In complex IT systems, decisions about architecture shape the project’s long-term success. However, without proper documentation, these decisions can become “tribal knowledge” — known only to a few team members and easily lost over time.
Architecture Decision Records (ADRs) solve this problem by providing a lightweight, structured way to capture the context, reasoning, and outcome behind every significant architecture decision.
1. What is an Architecture Decision Record (ADR)?
An ADR is a short document that records an important architecture decision made during the project lifecycle, along with:
- Context – Why the decision was needed.
- Decision – The actual choice made.
- Consequences – Positive and negative impacts of the decision.
- Alternatives considered – Other options and why they were rejected.
It acts as a single source of truth for the why behind architectural choices, enabling clarity and alignment for the entire team.
2. Why ADRs are Important
2.1 Maintain Project Knowledge
Architects and developers come and go, but ADRs keep the decision history alive.
2.2 Support Governance & Compliance
Regulated industries like banking, healthcare, and finance require auditable records of decision-making.
2.3 Facilitate Collaboration
ADRs make it easier for cross-functional teams (developers, business analysts, operations, security) to align.
2.4 Reduce Decision Rework
By reviewing past ADRs, teams can avoid revisiting the same debates unnecessarily.
4. When to Use ADRs
ADRs should be created for significant architectural decisions, such as:
- Choosing a microservices vs. monolithic architecture.
- Selecting a cloud provider (AWS, Azure, GCP).
- Deciding on security protocols or data encryption standards.
- Choosing between SQL vs.

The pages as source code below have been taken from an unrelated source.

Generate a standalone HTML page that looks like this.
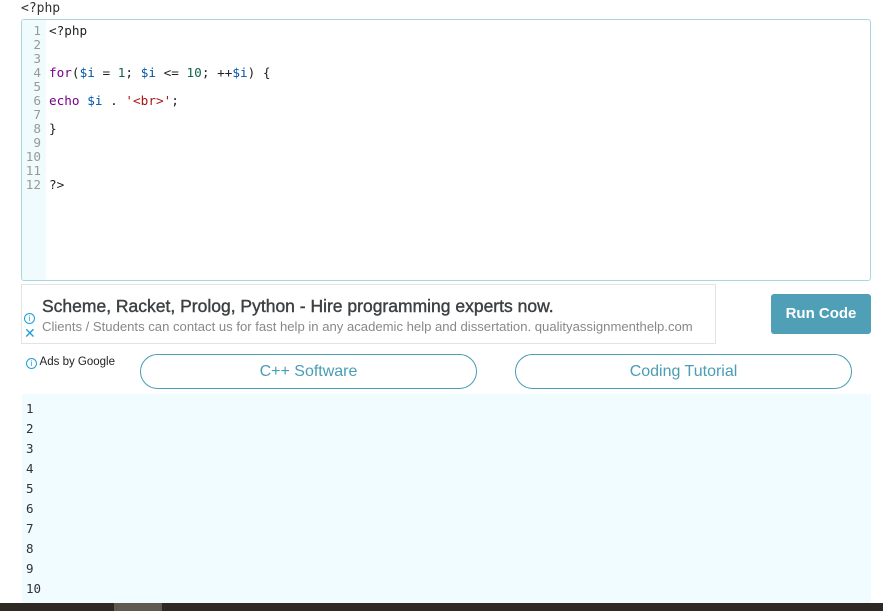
<!DOCTYPE html>
<html><head><meta charset="utf-8"><style>
body{margin:0;width:883px;height:611px;background:#fff;position:relative;overflow:hidden;font-family:"Liberation Sans",sans-serif}
.mono{font-family:"DejaVu Sans Mono","Liberation Mono",monospace}
#top{position:absolute;left:21px;top:1px;font-size:13px;color:#333}
#ed{position:absolute;left:21px;top:19px;width:848px;height:260px;border:1px solid #a9d6e0;border-radius:3px;background:#fff;overflow:hidden}
#gut{position:absolute;left:0;top:0;width:24px;height:100%;background:#f0fbfd}
.ln{position:absolute;font-size:12.7px;line-height:14px;white-space:pre}
.g{color:#999;left:0px;width:19px;text-align:right}
.c{left:27px;color:#222}
.kw{color:#708}.v{color:#05a}.n{color:#164}.s{color:#a11}
#ad{position:absolute;left:21px;top:284px;width:693px;height:58px;border:1px solid #e3e3e3}
#ad .t{position:absolute;left:20px;top:11px;font-size:17.5px;color:#3c4043;font-weight:normal;-webkit-text-stroke:0.4px #3c4043}
#ad .d{position:absolute;left:20px;top:34px;font-size:13.1px;color:#888}
#run{position:absolute;left:771px;top:294px;width:100px;height:40px;background:#4f9fb6;border-radius:3px;color:#fff;font-weight:bold;font-size:15px;text-align:center;line-height:40px}
.pill{position:absolute;top:354px;height:33px;width:335px;border:1px solid #4a9db5;border-radius:18px;color:#4a9db5;font-size:16px;text-align:center;line-height:33px}
#out{position:absolute;left:22px;top:394px;width:849px;height:209px;background:#f0fcff}
#out div{position:absolute;left:4px;font-size:12.5px;color:#333}
#bar{position:absolute;left:0;top:603px;width:883px;height:8px;background:#2e2a23}
</style></head><body>
<div id="top" class="mono">&lt;?php</div>
<div id="ed" class="mono"><div id="gut"></div>
<div class="ln g" style="top:4px">1
2
3
4
5
6
7
8
9
10
11
12</div>
<div class="ln c" style="top:4px">&lt;?php</div>
<div class="ln c" style="top:46px"><span class="kw">for</span>(<span class="v">$i</span> = <span class="n">1</span>; <span class="v">$i</span> &lt;= <span class="n">10</span>; ++<span class="v">$i</span>) {</div>
<div class="ln c" style="top:74px"><span class="kw">echo</span> <span class="v">$i</span> . <span class="s">'&lt;br&gt;'</span>;</div>
<div class="ln c" style="top:102px">}</div>
<div class="ln c" style="top:158px">?&gt;</div>
</div>
<div id="ad"><div class="t">Scheme, Racket, Prolog, Python - Hire programming experts now.</div><div class="d">Clients / Students can contact us for fast help in any academic help and dissertation. qualityassignmenthelp.com</div>
<div style="position:absolute;left:2px;top:28px;width:9px;height:9px;border:1px solid #1ca0d8;border-radius:50%;font-size:8px;color:#1ca0d8;text-align:center;line-height:9px">i</div>
<div style="position:absolute;left:2px;top:40px;font-size:14px;color:#1ca0d8">✕</div></div>
<div id="run">Run Code</div>
<div style="position:absolute;left:26px;top:356px;font-size:11.5px;color:#222"><span style="display:inline-block;width:9px;height:9px;border:1px solid #1ca0d8;border-radius:50%;font-size:8px;color:#1ca0d8;text-align:center;line-height:9px;vertical-align:-1px">i</span> Ads by Google</div>
<div class="pill" style="left:140px">C++ Software</div>
<div class="pill" style="left:515px">Coding Tutorial</div>
<div id="out" class="mono">
<div style="top:7px">1</div><div style="top:27px">2</div><div style="top:47px">3</div><div style="top:67px">4</div><div style="top:87px">5</div><div style="top:107px">6</div><div style="top:127px">7</div><div style="top:147px">8</div><div style="top:167px">9</div><div style="top:187px">10</div>
</div>
<div id="bar"><div style="position:absolute;left:114px;width:48px;height:8px;background:#5e5a50"></div></div>
</body></html>
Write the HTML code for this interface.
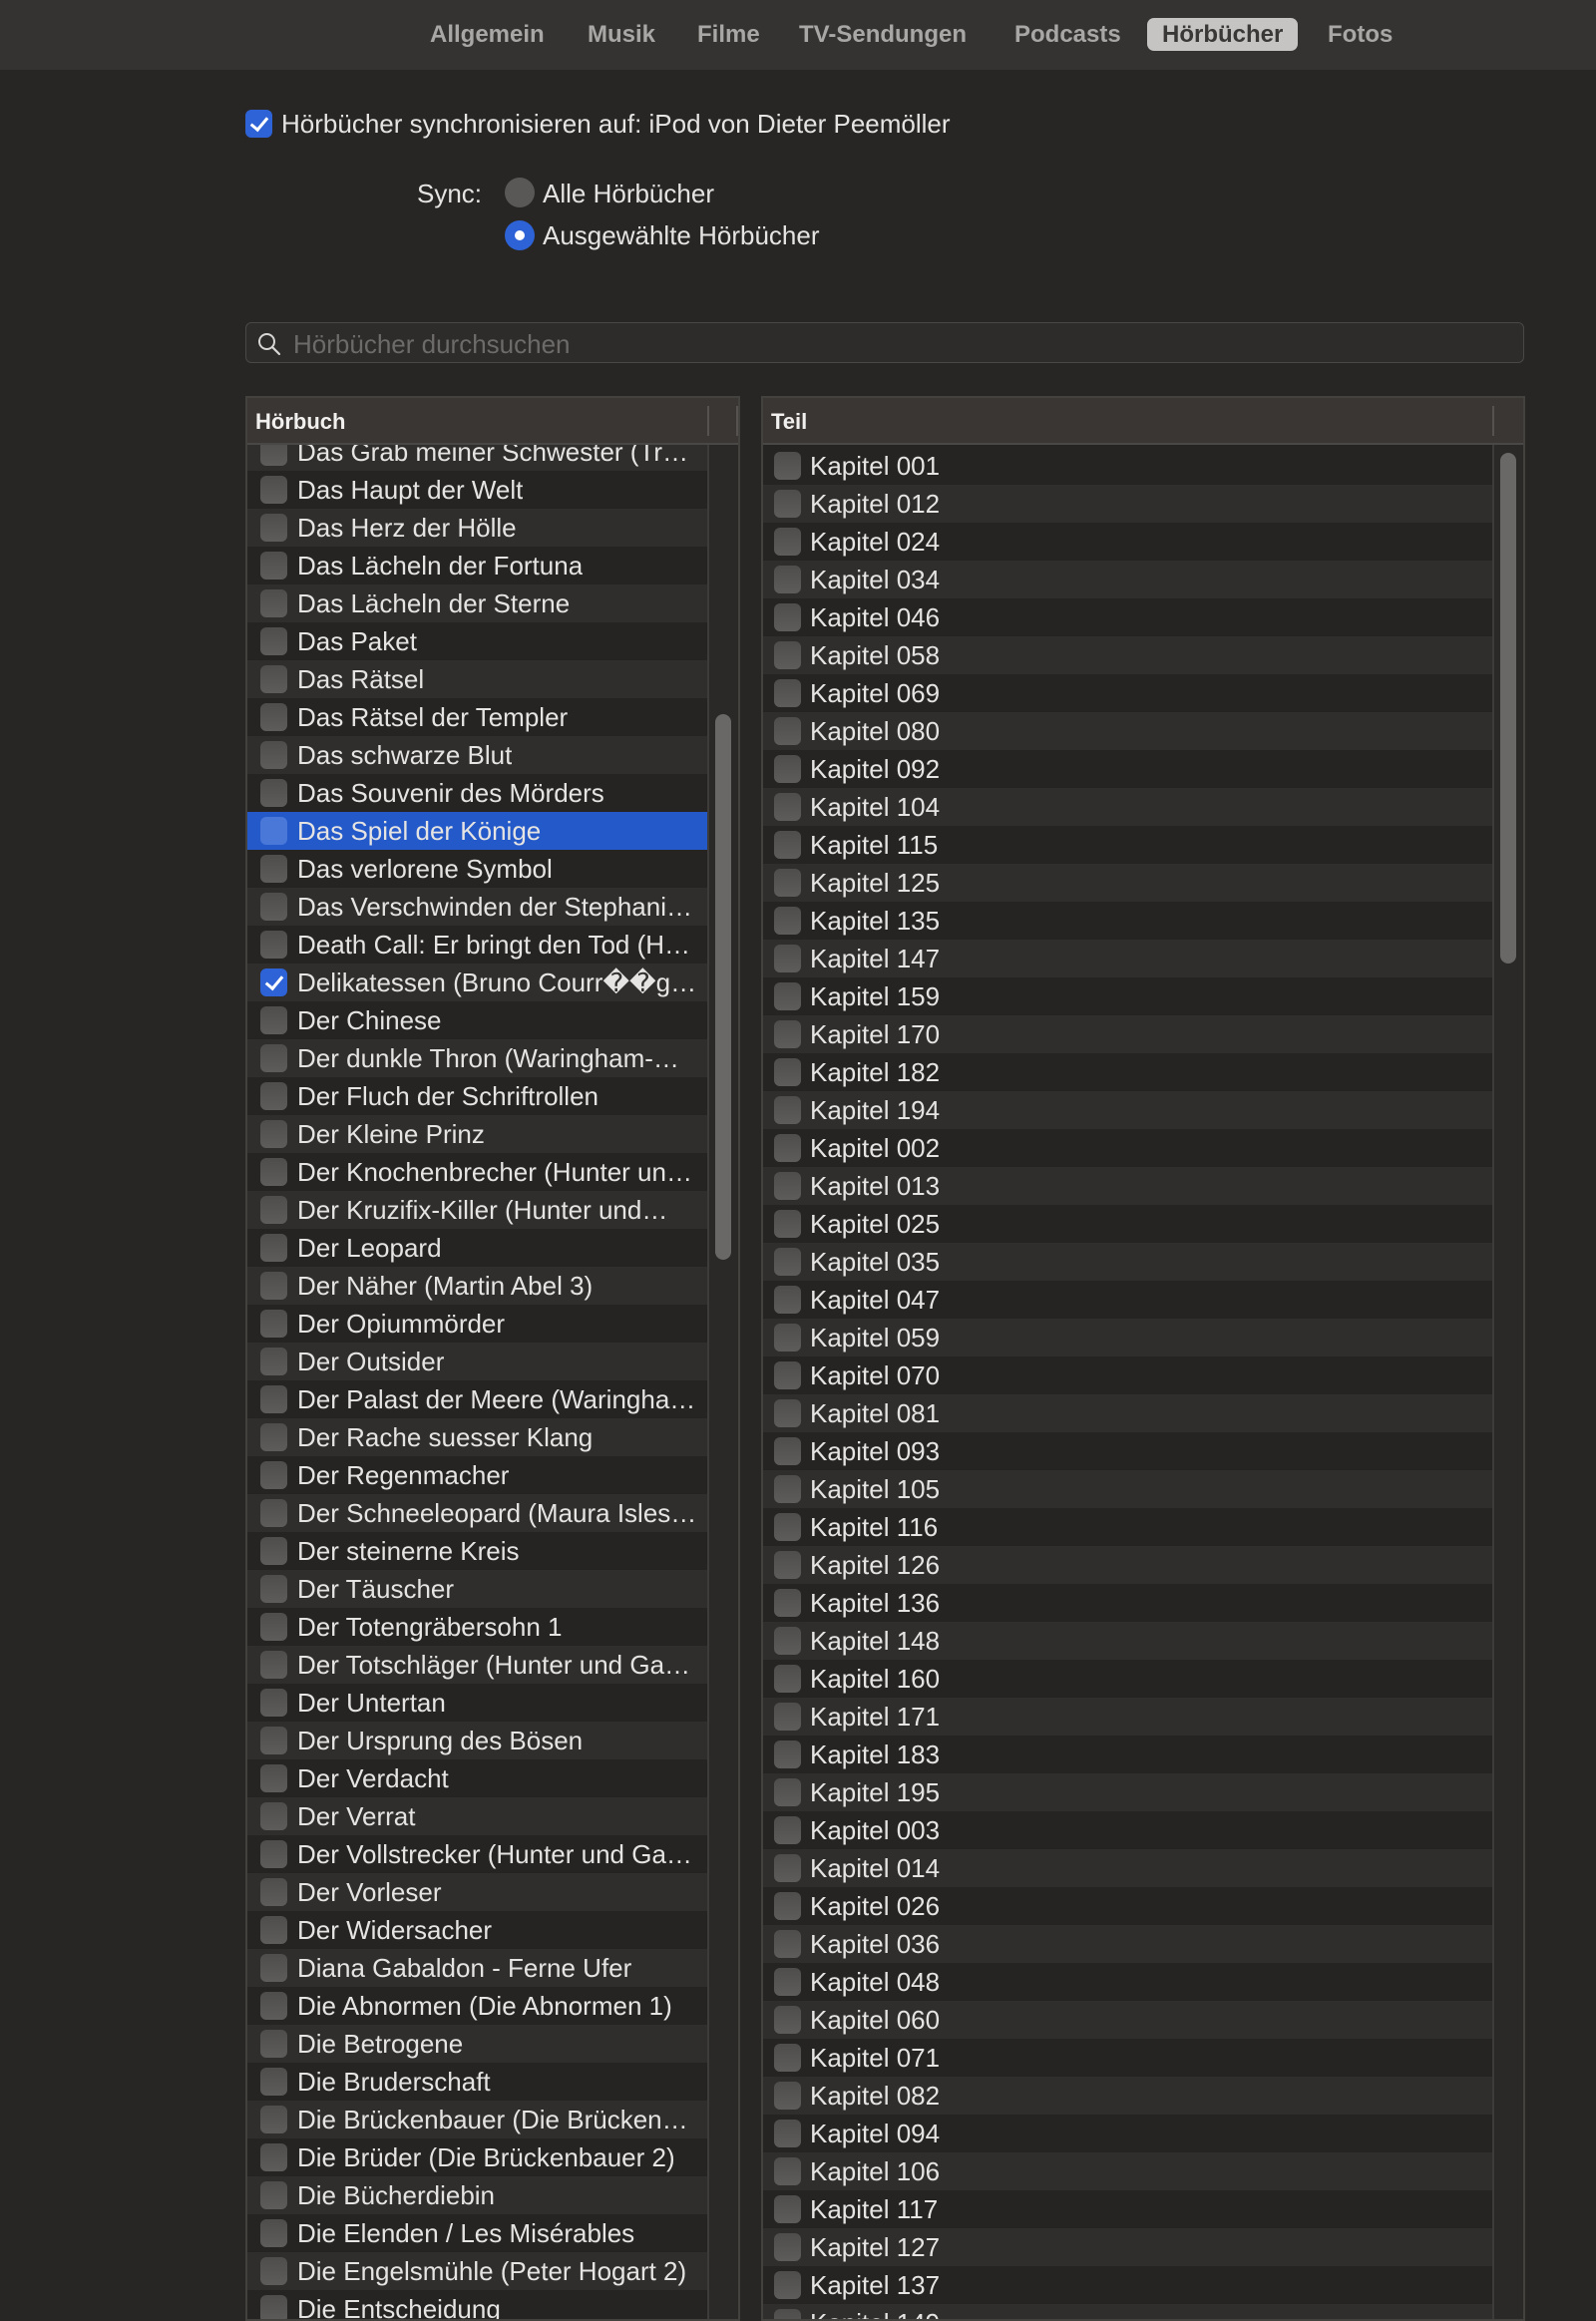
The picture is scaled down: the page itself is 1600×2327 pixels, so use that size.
<!DOCTYPE html>
<html><head><meta charset="utf-8">
<style>
*{margin:0;padding:0;box-sizing:border-box}
html,body{width:1600px;height:2322px;overflow:hidden;background:#282624;font-family:"Liberation Sans",sans-serif;color:#e6e4e2}
.top{position:absolute;left:0;top:0;width:1600px;height:70px;background:#353331}
.tab{position:absolute;top:18px;height:33px;line-height:33px;font-size:24px;font-weight:bold;color:#a9a7a5}
.tab.sel{background:#c6c4c2;color:#3a3836;border-radius:7px;padding:0 15px}
.cb{position:absolute;width:27px;height:28px;border-radius:6px;background:linear-gradient(#4f4d4b,#5e5c5a)}
.cb.on{background:#2d63d6}
.cb.on::after{content:"";position:absolute;left:9px;top:4px;width:7px;height:14px;border:solid #fff;border-width:0 3px 3px 0;transform:rotate(40deg)}
.txt{position:absolute;font-size:26px;white-space:nowrap}
.radio{position:absolute;width:30px;height:30px;border-radius:50%;background:#5a5856}
.radio.on{background:#2d63d6}
.radio.on::after{content:"";position:absolute;left:10px;top:10px;width:10px;height:10px;border-radius:50%;background:#fff}
.search{position:absolute;left:246px;top:323px;width:1282px;height:41px;border:1px solid #4a4846;border-radius:6px;background:#2e2c2a}
.tbl{position:absolute;top:397px;height:1930px;border:2px solid #44423f;background:#262422;overflow:hidden}
.hdr{position:absolute;left:0;top:0;right:0;height:47px;background:#3a3634;border-bottom:2px solid #4a4846;font-size:22px;font-weight:bold;line-height:47px;padding-left:8px;color:#f2f0ee}
.vl{position:absolute;top:8px;width:2px;height:30px;background:#55524f}
.rows{position:absolute;left:0;right:31px;top:47px;bottom:0;overflow:hidden}
.row{position:absolute;left:0;right:0;height:38px;font-size:26px;line-height:38px;white-space:nowrap}
.row.l{background:#302e2c}
.row.d{background:#262422}
.row.s{background:#2459c9}
.row .cb{top:5px}
.row span{position:absolute;overflow:hidden;text-overflow:ellipsis}
.track{position:absolute;right:0;top:47px;bottom:0;width:31px;background:#2a2928;border-left:2px solid #3e3c3a}
.thumb{position:absolute;left:6px;width:16px;border-radius:8px;background:#6a6866}
</style></head><body>
<div class="top">
<div class="tab" style="left:431px">Allgemein</div>
<div class="tab" style="left:589px">Musik</div>
<div class="tab" style="left:699px">Filme</div>
<div class="tab" style="left:801px">TV-Sendungen</div>
<div class="tab" style="left:1017px">Podcasts</div>
<div class="tab sel" style="left:1150px">Hörbücher</div>
<div class="tab" style="left:1331px">Fotos</div>
</div>

<div class="cb on" style="left:246px;top:110px"></div>
<div class="txt" style="left:282px;top:109px">Hörbücher synchronisieren auf: iPod von Dieter Peemöller</div>
<div class="txt" style="left:418px;top:179px">Sync:</div>
<div class="radio" style="left:506px;top:178px"></div>
<div class="txt" style="left:544px;top:179px">Alle Hörbücher</div>
<div class="radio on" style="left:506px;top:221px"></div>
<div class="txt" style="left:544px;top:221px">Ausgewählte Hörbücher</div>

<div class="search">
<svg style="position:absolute;left:10px;top:8px" width="26" height="26" viewBox="0 0 26 26"><circle cx="10.5" cy="10.5" r="7.5" fill="none" stroke="#d8d6d4" stroke-width="2"/><line x1="16" y1="16" x2="23" y2="23" stroke="#d8d6d4" stroke-width="2.2" stroke-linecap="round"/></svg>
<div class="txt" style="left:47px;top:6px;color:#6d6b69">Hörbücher durchsuchen</div>
</div>

<div class="tbl" style="left:246px;width:496px">
<div class="hdr">Hörbuch<div class="vl" style="left:461px"></div><div class="vl" style="left:490px"></div></div>
<div class="rows" id="L"></div>
<div class="track"><div class="thumb" style="top:270px;height:547px"></div></div>
</div>

<div class="tbl" style="left:763px;width:766px">
<div class="hdr">Teil<div class="vl" style="left:731px"></div></div>
<div class="rows" id="R"></div>
<div class="track"><div class="thumb" style="top:8px;height:512px"></div></div>
</div>

<script>
var L=["Das Grab meiner Schwester (Tr…","Das Haupt der Welt","Das Herz der Hölle","Das Lächeln der Fortuna","Das Lächeln der Sterne","Das Paket","Das Rätsel","Das Rätsel der Templer","Das schwarze Blut","Das Souvenir des Mörders","Das Spiel der Könige","Das verlorene Symbol","Das Verschwinden der Stephani…","Death Call: Er bringt den Tod (H…","Delikatessen (Bruno Courr��g…","Der Chinese","Der dunkle Thron (Waringham-…","Der Fluch der Schriftrollen","Der Kleine Prinz","Der Knochenbrecher (Hunter un…","Der Kruzifix-Killer (Hunter und…","Der Leopard","Der Näher (Martin Abel 3)","Der Opiummörder","Der Outsider","Der Palast der Meere (Waringha…","Der Rache suesser Klang","Der Regenmacher","Der Schneeleopard (Maura Isles…","Der steinerne Kreis","Der Täuscher","Der Totengräbersohn 1","Der Totschläger (Hunter und Ga…","Der Untertan","Der Ursprung des Bösen","Der Verdacht","Der Verrat","Der Vollstrecker (Hunter und Ga…","Der Vorleser","Der Widersacher","Diana Gabaldon - Ferne Ufer","Die Abnormen (Die Abnormen 1)","Die Betrogene","Die Bruderschaft","Die Brückenbauer (Die Brücken…","Die Brüder (Die Brückenbauer 2)","Die Bücherdiebin","Die Elenden / Les Misérables","Die Engelsmühle (Peter Hogart 2)","Die Entscheidung"];
var h="";
for(var i=0;i<L.length;i++){var y=-12+i*38;var c=(i%2==0)?"l":"d";if(i==10)c="s";
h+='<div class="row '+c+'" style="top:'+y+'px"><div class="cb'+(i==14?' on':'')+'" style="left:13px'+(i==10?';background:#4a78d8':'')+'"></div><span style="left:50px;max-width:408px">'+L[i]+'</span></div>';}
document.getElementById("L").innerHTML=h;
var R=["001","012","024","034","046","058","069","080","092","104","115","125","135","147","159","170","182","194","002","013","025","035","047","059","070","081","093","105","116","126","136","148","160","171","183","195","003","014","026","036","048","060","071","082","094","106","117","127","137","149"];
h="";
for(var i=0;i<R.length;i++){var y=2+i*38;var c=(i%2==0)?"d":"l";
h+='<div class="row '+c+'" style="top:'+y+'px"><div class="cb" style="left:11px"></div><span style="left:47px">Kapitel '+R[i]+'</span></div>';}
document.getElementById("R").innerHTML=h;
</script>
</body></html>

NoSQL databases.
- Adopting specific API strategies (REST, GraphQL, gRPC).
5. ADR Structure (Template)
A common lightweight ADR template looks like this:
# ADR-001: Database Technology for Payment Service
## Status
Accepted | Proposed | Deprecated | Superseded
## Context
Our payment service must support high transaction throughput, strong consistency, and ACID compliance...
## Decision
We will use PostgreSQL 15 with a high-availability cluster setup...
## Consequences
+ Strong relational integrity and transaction guarantees.
- More complex scaling for read-heavy workloads.
## Alternatives Considered
- MySQL: Lacked certain JSON features we require.
- MongoDB: Document store model not ideal for transactional workloads.
6. Best Practices for ADRs
- Keep it short – 1–2 pages per decision.
- Use consistent naming – e.g.,
ADR-001
,ADR-002
. - Link to related artifacts – diagrams, requirement docs, code repos.
- Record decisions as soon as possible – while context is fresh.
- Version control your ADRs – store them in Git alongside the source code.
- Mark outdated decisions – use “Superseded” status when a new ADR replaces an old one.
7. Tools & Automation
Modern teams use tools like:
- Markdown files in Git – simplest and most version-control friendly.
- adr-tools – CLI tool for managing ADRs.
- Confluence templates – for teams using Atlassian stack.
- GitHub Wikis or GitLab Pages – easy web-based browsing of ADRs.
8. Conclusion
ADRs are not bureaucracy—they are the memory of your architecture. They ensure that future architects and developers understand not just what decisions were made, but why. By adopting ADRs as part of your architecture governance, you improve transparency, accountability, and project resilience.